# START OF DATASET EXCERPT
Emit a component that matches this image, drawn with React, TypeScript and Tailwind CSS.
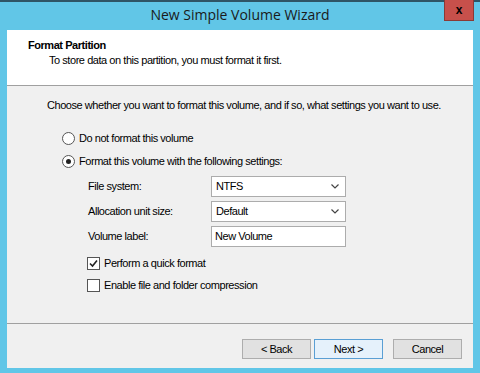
import { useState } from 'react'

function Radio({ checked, label, onClick }: { checked: boolean; label: string; onClick: () => void }) {
  return (
    <div className="flex items-center h-[13px] gap-[4px] cursor-default" onClick={onClick}>
      <span className="w-[13px] h-[13px] rounded-full border border-[#555] bg-white flex items-center justify-center">
        {checked && <span className="w-[5px] h-[5px] rounded-full bg-[#222]" />}
      </span>
      <span>{label}</span>
    </div>
  )
}

function Check({ checked, label, onClick }: { checked: boolean; label: string; onClick: () => void }) {
  return (
    <div className="flex items-center h-[13px] gap-[4px] cursor-default" onClick={onClick}>
      <span className="w-[13px] h-[13px] border border-[#555] bg-white flex items-center justify-center">
        {checked && (
          <svg width="9" height="9" viewBox="0 0 9 9">
            <path d="M1 4.5 L3.5 7 L8 1.5" fill="none" stroke="#222" strokeWidth="1.6" />
          </svg>
        )}
      </span>
      <span>{label}</span>
    </div>
  )
}

function Select({ value }: { value: string }) {
  return (
    <div className="w-[135px] h-[21px] border border-[#acacac] bg-white flex items-center justify-between pl-[4px] pr-[6px]">
      <span>{value}</span>
      <svg width="8" height="5" viewBox="0 0 8 5">
        <path d="M0.5 0.5 L4 4 L7.5 0.5" fill="none" stroke="#444" strokeWidth="1.2" />
      </svg>
    </div>
  )
}

function Btn({ label, focus }: { label: string; focus?: boolean }) {
  return (
    <button
      className={
        'w-[69px] h-[20px] border text-[11px] leading-none ' +
        (focus ? 'border-[#5a9fd4] bg-[#e5f1fb]' : 'border-[#adadad] bg-[#e1e1e1]')
      }
    >
      {label}
    </button>
  )
}

export default function App() {
  const [format, setFormat] = useState(true)
  const [quick, setQuick] = useState(true)
  const [compress, setCompress] = useState(false)

  return (
    <div
      className="w-[480px] h-[373px] bg-[#61c6e7] border-t-2 border-[#2f5566] flex flex-col text-[11px] text-black"
      style={{ fontFamily: '"Liberation Sans", Arial, sans-serif' }}
    >
      <div className="relative h-[28px] flex items-center justify-center">
        <span className="text-[14px] text-[#1a1a1a] -mt-[3px]" style={{ fontFamily: '"Open Sans", sans-serif' }}>
          New Simple Volume Wizard
        </span>
        <div className="absolute right-[6px] -top-[2px] w-[30px] h-[21px] bg-[#c7504b] border border-[#8a3a36] border-t-0 flex items-center justify-center">
          <span className="font-bold text-[12px] leading-none">x</span>
        </div>
      </div>

      <div className="flex-1 mx-[7px] mb-[5px] bg-[#f0f0f0] flex flex-col tracking-[-0.45px]">
        <div className="h-[56px] bg-white border-b border-[#a0a0a0] pl-[21px] pt-[8px] leading-[15px]">
          <div className="font-bold">Format Partition</div>
          <div className="pl-[21px]">To store data on this partition, you must format it first.</div>
        </div>

        <div className="flex-1 pl-[40px] pt-[11px]">
          <div className="whitespace-nowrap">Choose whether you want to format this volume, and if so, what settings you want to use.</div>

          <div className="pl-[15px] mt-[18px] flex flex-col gap-[10px]">
            <Radio checked={!format} label="Do not format this volume" onClick={() => setFormat(false)} />
            <Radio checked={format} label="Format this volume with the following settings:" onClick={() => setFormat(true)} />
          </div>

          <div className="pl-[41px] mt-[8px] grid grid-cols-[123px_135px] gap-y-[4px] items-center">
            <span>File system:</span>
            <Select value="NTFS" />
            <span>Allocation unit size:</span>
            <Select value="Default" />
            <span>Volume label:</span>
            <div className="w-[135px] h-[21px] border border-[#acacac] bg-white flex items-center pl-[3px]">New Volume</div>
          </div>

          <div className="pl-[40px] mt-[10px] flex flex-col gap-[9px]">
            <Check checked={quick} label="Perform a quick format" onClick={() => setQuick(!quick)} />
            <Check checked={compress} label="Enable file and folder compression" onClick={() => setCompress(!compress)} />
          </div>
        </div>

        <div className="h-[45px] border-t border-[#a0a0a0] flex justify-end items-start pt-[15px] pr-[11px]">
          <div className="flex gap-[3px]">
            <Btn label="< Back" />
            <Btn label="Next >" focus />
          </div>
          <div className="ml-[10px]">
            <Btn label="Cancel" />
          </div>
        </div>
      </div>
    </div>
  )
}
# END OF DATASET EXCERPT
## REQUIREMENTS
Scan the material above. Copy each line where "this" occurs.

## OUTPUT BELOW
Emit a component that matches this image, drawn with React, TypeScript and Tailwind CSS.
          <div className="pl-[21px]">To store data on this partition, you must format it first.</div>
          <div className="whitespace-nowrap">Choose whether you want to format this volume, and if so, what settings you want to use.</div>
            <Radio checked={!format} label="Do not format this volume" onClick={() => setFormat(false)} />
            <Radio checked={format} label="Format this volume with the following settings:" onClick={() => setFormat(true)} />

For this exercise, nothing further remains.